Case Study: What Butters The Bread

I worked with a company whose pricing tool was developed to be a mirror image of its timesheet system. The number of units in a typical budget were multiple times higher than most other companies in its industry, because a discrete pricing unit was required for every combination of task, role, and region. The pricing team and prospective customers alike drowned in the level of detail. Proposal deliverables always went down to the wire because of how difficult it was to simply create a budget in the pricing tool.


But- at least the finance team was happy because it was easy to set up timesheets for the ~15-20% of bids that got awarded…


We opted to completely overhaul the tool. The new pricing tool was designed to do what pricing tools are supposed to do- price services accurately and efficiently, with flexibility to customize for customer needs and competitive considerations, in a format customers will easily understand.
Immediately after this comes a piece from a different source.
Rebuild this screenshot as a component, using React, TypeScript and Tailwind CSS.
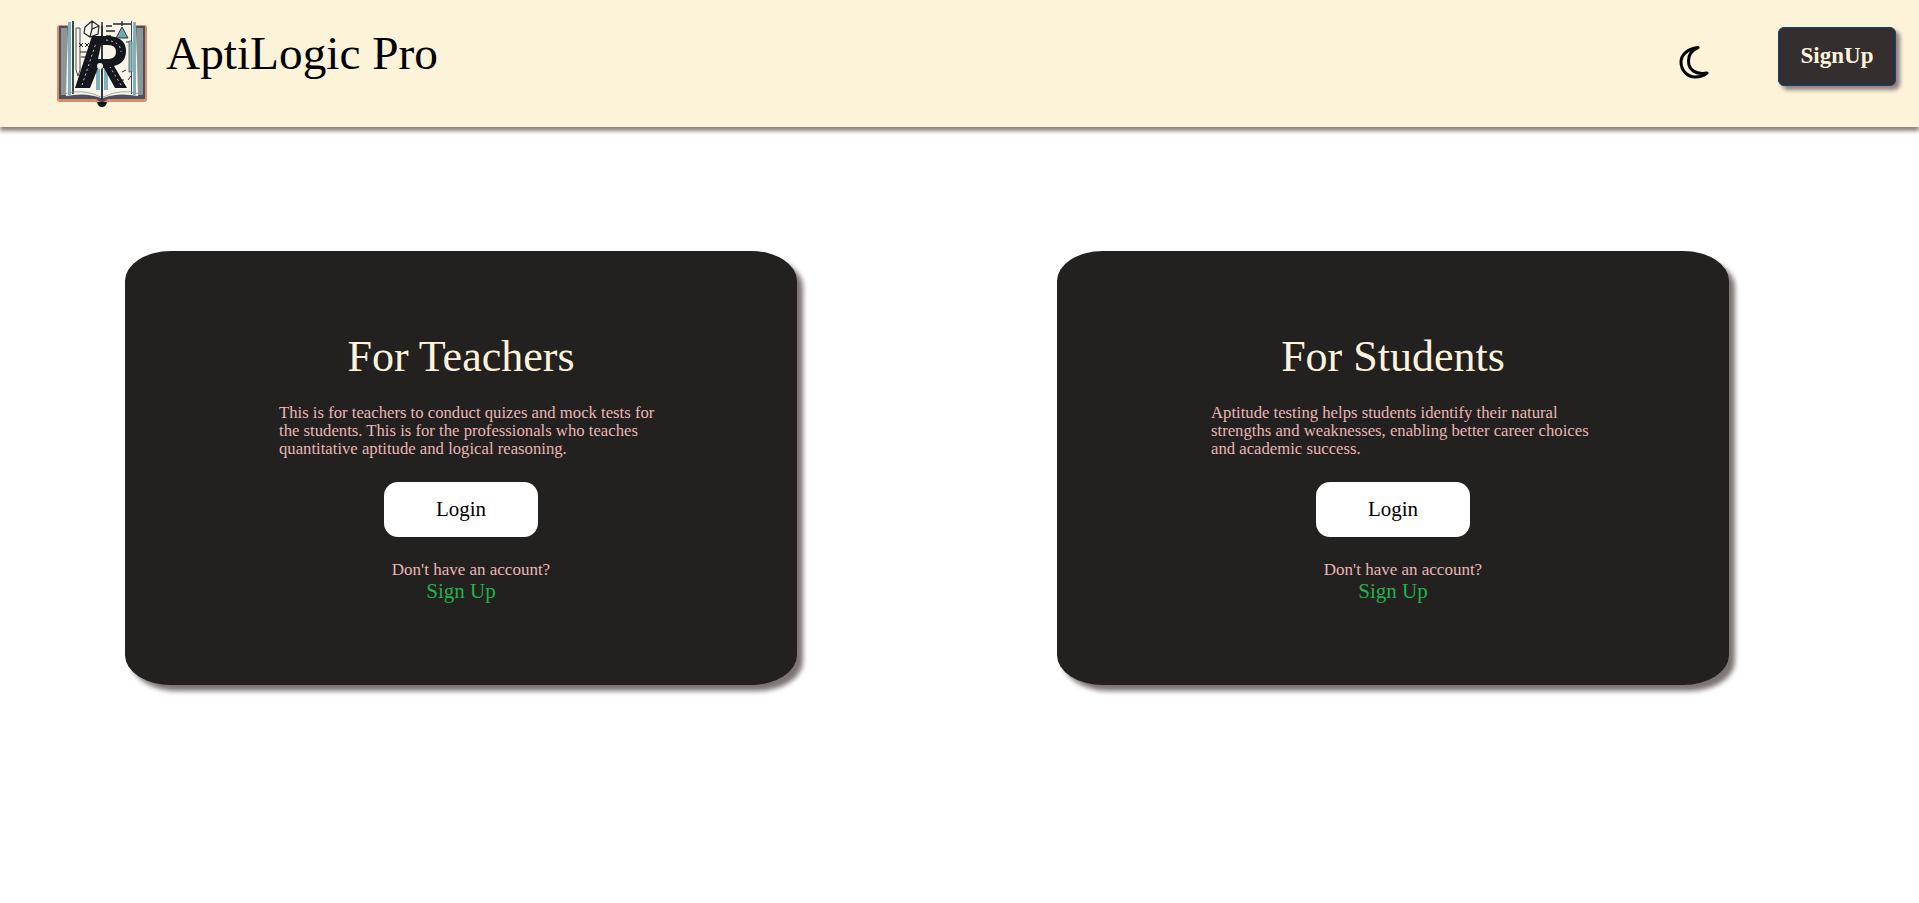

The company had been tinkering on its own with a new tool design for nearly a year. Less than 4 months after engaging, we had a new tool designed, built, and, most importantly, launched. The pricing team had a tool they enjoyed using, executives had a much more intuitive picture of the bid to make decisions against, and customers no longer had to get out their decoder key to review what was sent.


Your cynical side may be visualizing a bunch of people celebrating while the finance team sulks in a corner. Not true. Even though the new tool required a little extra manual effort to set up in the project finance system, the finance team was happy about the new tool because they knew it was good for the company. They also understood exactly why the new tool needed to be developed the way it was, and that one of the tradeoffs was a slightly loss of efficiency for one of their processes.


MORAL OF THE STORY: develop pricing tools that are good at pricing, so that you can win new contracts and price changes effectively. Without new and expanding business, the downstream concerns don’t really matter that much. Focus on what butters your bread.